Beaucoup d’action, beaucoup de libertés et, surtout, un Hercule Poirot trop agile, trop mince et peu crédible. Poirot n’aurait jamais recours à la violence. Il ne se retrouverait jamais dans des situations avec trop d’action. C’est un personnage méthodique, tranquille, réfléchi, comme les romans d’Agatha Christie. De la même façon, les faits que l’on narre dans Le crime de l’Orient Express ont lieu dans un espace réduit, claustrophobique, avec peu d’action et beaucoup de dialogues.
La clé de l’oeuvre d’Agatha Christie est de découvrir progressivement l’intrigue, de se déplacer à travers de petits espaces, bien décorés et luxueux… Ceci ne colle peut-être pas au cinéma de masse du XXIème siècle, et expliquerait pourquoi la version de Branagh n’a pas convaincu. Il faut cependant signaler qu’en même temps, l’ombre d’une autre adaptation planait au-dessus de ce film: la version de 1974, dans laquelle Albert Finney incarnait un grand Poirot (de quoi donner un torticolis aux spectateurs).
Hercule Poirot, le détective éternel
Le temps n’a peut-être pas été bénéfique à ce détective. Nous garderons donc en mémoire les interprétations classiques de Peter Ustinov et, bien sûr, du magistral David Suchet qui, pendant des années, a donné vie à Poirot à la télévision. Il n’y a rien de mal à vouloir réinventer une oeuvre mais, face à des personnages aussi singuliers, on ne peut pas toujours viser juste. Il vaut parfois mieux maintenir un bon souvenir qu’essayer d’éclairer un endroit déjà bien illuminé.

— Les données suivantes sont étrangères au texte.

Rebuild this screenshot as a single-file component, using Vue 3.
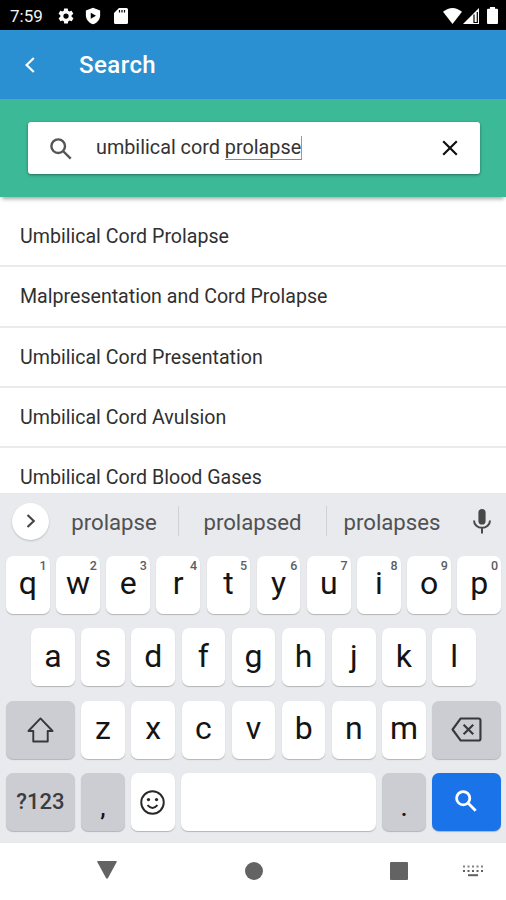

Christie a toujours voulu mettre fin à ce personnage qui lui a fait connaître le succès. C’est pour cela qu’elle a écrit Hercule Poirot quitte la scène, pour assassiner son insupportable et adorable détective. L’écrivaine a conservé cette oeuvre dans un tiroir pendant des années, jusqu’au moment où elle a jugé bon d’accorder un repos éternel aux cellules grises d’Hercule Poirot. La popularité du détective était si grande et l’impact de sa mort si profond que The New York Times a publié le seul faire-part de décès qui ait jamais été dédié à la mort d’un personnage.